# **Clean Data Checking: Netflix Movies and TV Shows**

**Group Number:** 97  
**Members:**  
Roy Rui #300176548  
Jiayi Ma #300263220
 

# **Dataset I: Netflix Movies and TV Shows Dataset**  
**Author**: Shivam Bansal  
**Ref**: [Source](https://www.kaggle.com/datasets/shivamb/netflix-shows)  
**Shape**: **12 Columns, 8807 Rows**  

## **Description**  
The **Netflix Titles Dataset** contains metadata about TV shows and movies available on Netflix. The dataset provides detailed information such as **title, director, cast, country of production, release year, rating, and duration**. It is widely used for exploratory data analysis (EDA), data cleaning, and recommendation system development.

| Feature         | Description  | Data Type   |
|----------------|--------------|-------------|
| show_id        | Unique identifier for each title | Categorical |
| type           | Type of content (Movie or TV Show) | Categorical |
| title         | Title of the movie or TV show | Categorical |
| director       | Name of the director(s) | Categorical |
| cast          | List of main actors | Categorical |
| country        | Country where the content was produced | Categorical |
| date_added     | Date when the content was added to Netflix | Categorical |
| release_year   | Year of content release | Numerical |
| rating         | Maturity rating (e.g., TV-MA, PG-13) | Categorical |
| duration       | Duration in minutes (movies) or number of seasons (TV shows) | Categorical |
| listed_in      | Genre categories (e.g., Drama, Comedy) | Categorical |
| description    | Brief description of the title | Categorical |

This dataset is useful for **content analysis, trends in streaming media, and audience preferences**, and is particularly valuable for **clean data checking, missing value analysis, and feature engineering**.


**General Imports**

In [9]:
# Import necessary libraries
import pandas as pd
import matplotlib.pyplot as plt
import seaborn as sns

# Load the Netflix dataset
df = pd.read_csv('dataset1/netflix_titles.csv')


## **Data Type Errors**

### **Cell 1 – Description**  
Data type errors occur when column values do not match their expected data types. This can cause:
- **Inaccurate calculations** (e.g., `release_year` stored as a string instead of an integer).
- **Sorting and filtering issues** (e.g., dates stored as text).
- **Unexpected behaviors** when performing analysis.

### **Objective**  
- Identify columns where data types are incorrect.
- Convert them to appropriate types for proper analysis.

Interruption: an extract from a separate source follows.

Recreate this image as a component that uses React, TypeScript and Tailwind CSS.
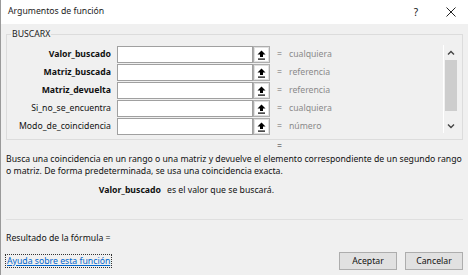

### **Cell 2 – Parameters for the Checker**

In [None]:
expected_dtypes = {
    "show_id": "object",  # Unique ID, stored as a string
    "type": "object",  # Categorical: Movie/TV Show
    "title": "object",  # Movie/TV Show title, text
    "director": "object",  # Names, text
    "cast": "object",  # List of actors, text
    "country": "object",  # Country names, text
    "date_added": "datetime64[ns]",  # Should be converted to a datetime format
    "release_year": "int64",  # Should be converted before checking
    "rating": "object",  # Categorical text (e.g., PG, TV-MA)
    "duration": "object",  # Contains both text and numbers
    "listed_in": "object",  # Genre categories, text
    "description": "object"  # Movie/TV Show description, text
}


### **Cell 3 – Checker Code**

In [11]:
# Function to check if actual data types match expected data types
def check_data_types(df, expected_dtypes):
    mismatches = {}
    for column, expected_type in expected_dtypes.items():
        actual_type = df[column].dtype
        if str(actual_type) != expected_type:
            mismatches[column] = actual_type
    return mismatches

# Run the data type check
data_type_issues = check_data_types(df, expected_dtypes)
print(data_type_issues)


{'date_added': dtype('O')}


### **Cell 4 – Report of Findings**

#### **Summary of Data Type Errors**
After running the data type validation, the following column(s) were found to have incorrect data types:

| Column Name  | Expected Type   | Actual Type |
|-------------|----------------|------------|
| `date_added` | `datetime64` | `object` |

#### **Impact of Data Type Errors**
- **`date_added` should be in datetime format** to allow for proper time-based analysis, such as filtering by year or month.
- Since it's currently stored as a string (`object`), any date-related operations (sorting, filtering by date range) may not work correctly.

#### **Next Steps**
- Convert `date_added` to a `datetime64` format to ensure consistency in date-related operations.